Только утром я понял, до какой степени дух мой слаб и несовершенен по сравнению с телом – вылезать на божий свет не хотелось, как ни крути. Комаров вокруг палатки собралось – пропасть, и мне буквально пришлось выгонять себя наружу Пока выскакивал и бежал к вчерашнему костру, а это метрах в десяти от входа, успел почувствовать несколько ярых укусов. Прямо как в пословице «больше двигаешься – дольше живёшь». Но самым сложным было подносить и держать спичку в растопке: пока это делал, проклятые «звери» залепили мне всё лицо. От сопровождающих возжигание огня чертыханий и комаров, успевших «наведаться в гости», пока я выскакивал наружу, пробудился Иван. Я услышал его тяжкие вздохи.

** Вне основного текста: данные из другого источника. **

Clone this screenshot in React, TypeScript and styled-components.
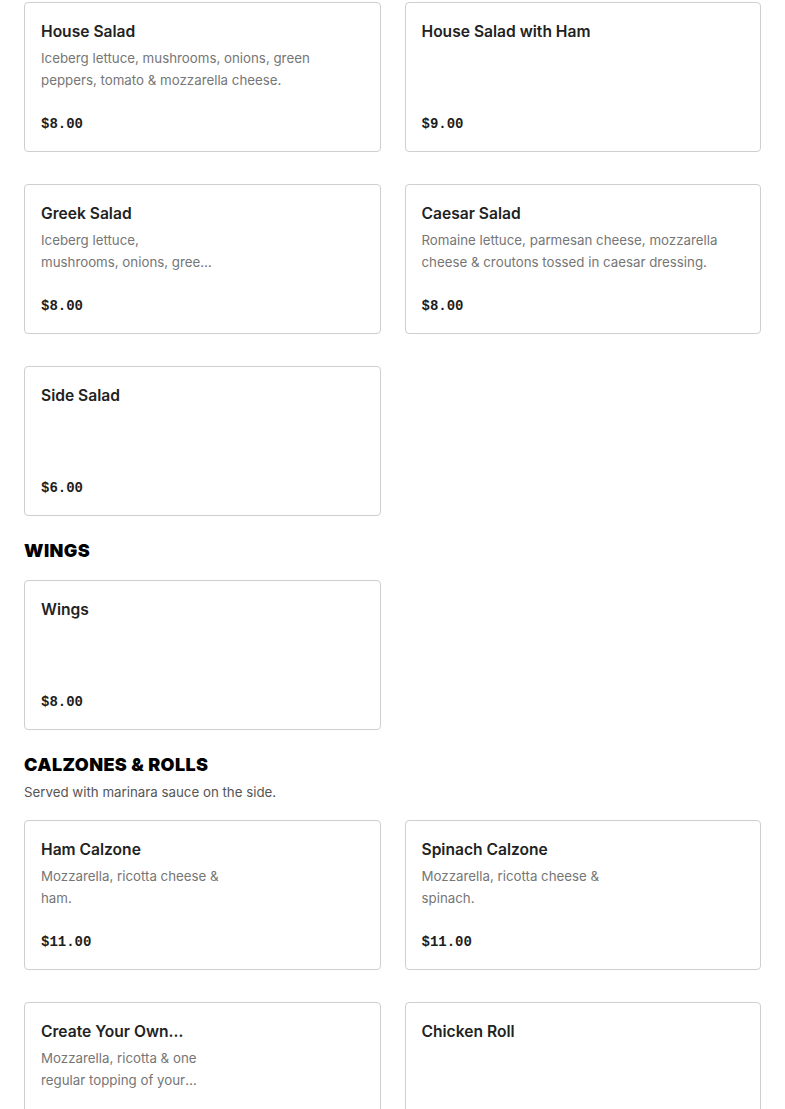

Небо и сегодня без облаков. К солнцу, надо сказать, мы уже начали привыкать. Пока ютились у костра в ожидании скромной порции сладкой рисовой каши, оно совсем поднялось – здесь это происходит часам к восьми утра, и количество комаров к этому времени заметно возросло. «Всё, – обречённо подумалось мне. – Наступает самое комариное время». Завтракаем, собираем вещи и уходим по вездеходной дороге дальше, вдоль северной стороны низкой холмистой гряды, вплотную подступившей к основному хребту. Эта гряда, крытая лесом, точно рваными лоскутами, перекликающимися с болотинами и озёрами, простирается до самой Оби и имеет собственное название: Гряда Малый Урал. Пожалуй, это единственный безопасный и более-менее лишённый заболоченной, низовой тайги выход на Обь.

Вскоре низина заканчивается, дорога поднимается в сопку, неожиданно начинает вести лиственничным редколесьем по низкогорью, оставляя реку шуметь в стороне. Под ногами нет и признака болот – только сухая каменистая почва. Лишь в одном месте, в районе озера Оник-Ты, мы выходим к болоту, но и его вездеходка старательно обходит стороной, задевая лишь край, и край этот, представляющий собою разъезженные канавы, на удивление тоже оказывается сухим. Там, где повыше, сильная засуха уже даёт о себе знать.

Вскоре мы покидаем зону леса, и дорога устремляется к бесконечным тундровым просторам, выносит нас на пологий водораздел между реками Малая Хараматолоу и Бур-Хойла. Отсюда уже видны призрачные контуры гор Пятиречья. В течение полутора часов интенсивной ходьбы в сторону этих гор по раскалённой, дышащей жарой елани[1], мы не встречаем ни капли воды: всё, даже ямы – сухое. Когда выходим, наконец, к ручью – притоку Бур-Хойлы, я уже не в состоянии себя сдержать. Как есть, только скинув ненавистные сапоги, падаю в воду и лежу, пью, пью, пью… Жара такая, что даже после столь радикального метода борьбы с ней полностью мокрая одежда на тебе высыхает минут за пятнадцать.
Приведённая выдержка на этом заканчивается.